David Deshon

Personal information
- Full name: David Peter Tower Deshon
- Born: 19 June 1923 Marylebone, London
- Died: 18 January 1992 (aged 68) Heathrow Airport, London
- Batting: Right-handed
- Role: Batsman

Domestic team information
- 1947–1953: Somerset
- FC debut: 9 July 1947 Somerset v Nottinghamshire
- Last FC: 6 June 1953 Somerset v Lancashire

Career statistics
| Competition | First-class |
| Matches | 4 |
| Runs scored | 82 |
| Batting average | 11.71 |
| 100s/50s | 0/0 |
| Top score | 21 |
| Catches/stumpings | 1/– |
- Source: CricketArchive, 23 May 2010

= David Deshon =

English cricketer

David Peter Tower Deshon (19 June 1923 – 18 January 1992) was a successful school cricketer whose later progress in first-class cricket was limited by his career as a full-time officer in the Royal Artillery. He was born at Marylebone, London and died suddenly of a heart attack at Heathrow Airport.

==Cricket career==
Deshon was a successful schoolboy cricketer at Sherborne School and was selected for the annual Marylebone Cricket Club (MCC) schools cricket festival in 1941, where he scored a century and outshone Trevor Bailey in a big partnership. He was a middle-order right-handed batsman.
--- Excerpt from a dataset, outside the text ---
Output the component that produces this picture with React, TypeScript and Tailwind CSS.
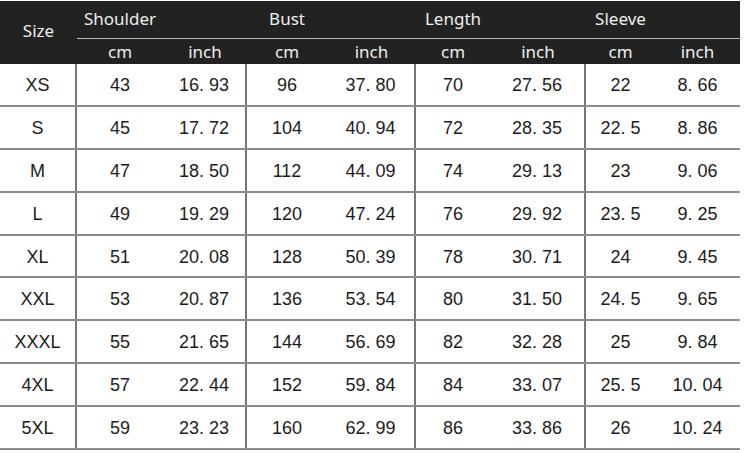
const cols = 'grid grid-cols-[77px_86px_84px_80px_89px_74px_96px_69px_85px]'

const rows: string[][] = [
  ['XS', '43', '16. 93', '96', '37. 80', '70', '27. 56', '22', '8. 66'],
  ['S', '45', '17. 72', '104', '40. 94', '72', '28. 35', '22. 5', '8. 86'],
  ['M', '47', '18. 50', '112', '44. 09', '74', '29. 13', '23', '9. 06'],
  ['L', '49', '19. 29', '120', '47. 24', '76', '29. 92', '23. 5', '9. 25'],
  ['XL', '51', '20. 08', '128', '50. 39', '78', '30. 71', '24', '9. 45'],
  ['XXL', '53', '20. 87', '136', '53. 54', '80', '31. 50', '24. 5', '9. 65'],
  ['XXXL', '55', '21. 65', '144', '56. 69', '82', '32. 28', '25', '9. 84'],
  ['4XL', '57', '22. 44', '152', '59. 84', '84', '33. 07', '25. 5', '10. 04'],
  ['5XL', '59', '23. 23', '160', '62. 99', '86', '33. 86', '26', '10. 24'],
]

const groups = [
  { name: 'Shoulder', w: 'w-[170px]', cm: 'w-[86px]' },
  { name: 'Bust', w: 'w-[169px]', cm: 'w-[80px]' },
  { name: 'Length', w: 'w-[170px]', cm: 'w-[74px]' },
  { name: 'Sleeve', w: 'w-[154px]', cm: 'w-[69px]' },
]

// columns that close a group get the vertical rule
const ruled = [0, 2, 4, 6]

export default function App() {
  return (
    <div className="w-[744px] h-[453px] bg-white pt-px">
      <div className="w-[740px]">
        {/* Header */}
        <div className="bg-[#222222] h-[63px] flex text-[#eeeeee] font-['Noto_Sans',sans-serif] text-[17px]">
          <div className="w-[77px] flex items-center justify-center pb-[4px]">Size</div>
          <div className="flex-1 flex flex-col">
            <div className="h-[38px] flex border-b border-[#bdbdbd]">
              {groups.map((g) => (
                <div key={g.name} className={`${g.w} flex`}>
                  <div className={`${g.cm} flex items-center justify-center pb-[2px]`}>{g.name}</div>
                </div>
              ))}
            </div>
            <div className="flex-1 grid grid-cols-[86px_84px_80px_89px_74px_96px_69px_85px] items-center text-center">
              {groups.flatMap((g) => [
                <span key={g.name + 'cm'}>cm</span>,
                <span key={g.name + 'in'}>inch</span>,
              ])}
            </div>
          </div>
        </div>

        {/* Body */}
        {rows.map((r) => (
          <div
            key={r[0]}
            className={`${cols} h-[42.9px] border-b-2 border-[#8c8c8c] text-[18px] text-[#1c1c1c] font-['Liberation_Sans',Arial,sans-serif]`}
          >
            {r.map((v, i) => (
              <div
                key={i}
                className={`flex items-center justify-center pt-[2px] ${ruled.includes(i) ? 'border-r-2 border-[#777777]' : ''}`}
              >
                {v}
              </div>
            ))}
          </div>
        ))}
      </div>
    </div>
  )
}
As an officer in the regular army, his first-class cricket was very restricted. He made four appearances for Somerset, three of them in 1947 and a final one in 1953. His final match was Bertie Buse's infamous benefit match at Bath against Lancashire in 1953, when the entire match was completed in a single day; Deshon's contributions to the debacle were innings of 0 and 9. In all, he scored 82 first-class runs at an average of 11.71, with a highest score of 21. He appeared in non-first-class inter-services cricket, as well as playing for the Royal Artillery.

==Military career==
On leaving school, Deshon was commissioned as a second lieutenant in the Royal Artillery on 24 October 1942. After the Second World War ended, he remained within the Army and was promoted to Lieutenant (1946), Captain (1950) and Major (1957). He retired from the Royal Artillery with the rank of major in 1958.